4. Lower The Mosquito Population Without Bug Zappers Or Pesticides–Bug sprays and pesticides pollute the air and foliage, and bug zappers can suck up a large amount of energy. Bats will happily eat the unwanted mosquitoes, but they need a place to sleep during the day. You and your staff can quickly and easily build some bat houses from spare wood. If there’s a lake or pond at the camp, consider buying mosquito fish or guppies. Also, since mosquitoes are attracted to stagnant water, try to fill any potholes in the parking lot and trails so they don’t turn into puddles when it rains.
5. Don’t Let Table Scraps Go To The Dump–Create a compost pile; it makes great soil for camp flower beds, and you’ll fill fewer garbage cans! Set up a large bucket next to the garbage can in the dining hall. During the first meal of each retreat, announce to the campers that the bucket is for compost, and explain what can and cannot go into the compost bucket. (Most food scraps can go into compost, as well as paper napkins, but bones and Styrofoam cannot decompose well, so throw those things away.) Don’t forget to add grass clippings from the lawn mower!
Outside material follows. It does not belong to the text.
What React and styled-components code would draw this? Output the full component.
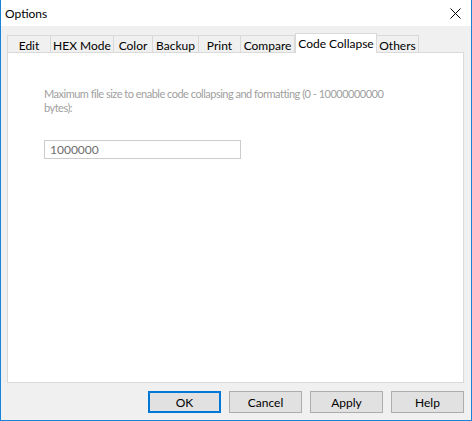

6. Switch Light Bulbs–True, this exchange does take an investment, but switching from incandescent bulbs to energy-saving fluorescent bulbs will save the camp money. Not only do fluorescent light bulbs use less electricity and give off more light, but they don’t need to be replaced nearly as often as their incandescent counterparts. Even if you cannot afford to switch all of the light fixtures at the time, exchanging what you can will still save money and the environment.
7. Allow Your Office Work To Save Trees–At a camp, you most definitely have many mailings–registrations, itineraries, bills, etc. With each mailing, you have to print hundreds of pages, and use dozens of stamps. Guess what? There’s a way to go about this in a cheaper, faster, easier and greener way. Most people have e-mail, and they are just as happy to receive paperwork via e-mail instead of traditional mail. Of course, you probably have some paperwork that must be sent by snail mail. For these instances, you may want to consider purchasing and using recycled paper, and don’t forget to recycle ink cartridges when they’re empty.
8. Turn Kitchen Trash Into Kids’ Crafts–Have you ever thought those green baskets that strawberries come in could be rinsed off and transformed into decorated baskets at craft time using pipe cleaners, pompons and glitter? Did you ever think to tie-dye the fabric bags from potatoes and flour during the next craft project? Could those empty tin cans get some decoupage and pass as pencil containers? We all know that when it comes to food, there is a lot of packaging. Before you toss something out, take a moment to see if it can be used in an upcoming craft project. What about all those cardboard boxes from the fruit and frozen food? Those are perfect for filling with crafts to tote home!
9. Enjoy Many Green Benefits For $10–That’s how much it costs to become a member of the Arbor Day Foundation. With membership, you have the option to receive ten free trees. Planting trees near cabins eventually will provide shade, which will make them cooler without fans or air-conditioning. Trees clean the air, provide a home for wildlife, and also give shade to tired campers. To make a tree extra-special, plant one in honor of an exceptional staff member, or dedicate a tree to the winner of a camp game.
10. Get Free Publicity For Going Green–Once a few “greener” adjustments are made to the camp, contact the local media to tell them about the new eco-friendly improvements. (Remember to call or e-mail instead of sending a letter, as it saves paper and ink!) Be sure to mention that these adjustments will not raise camper registration prices. Since environmental awareness and economic sense are two of the hottest media topics these days, you’re bound to find a few reporters who would be honored to let others know about what your camp is doing. It is great publicity for your camp, and you won’t have to spend a cent on advertising!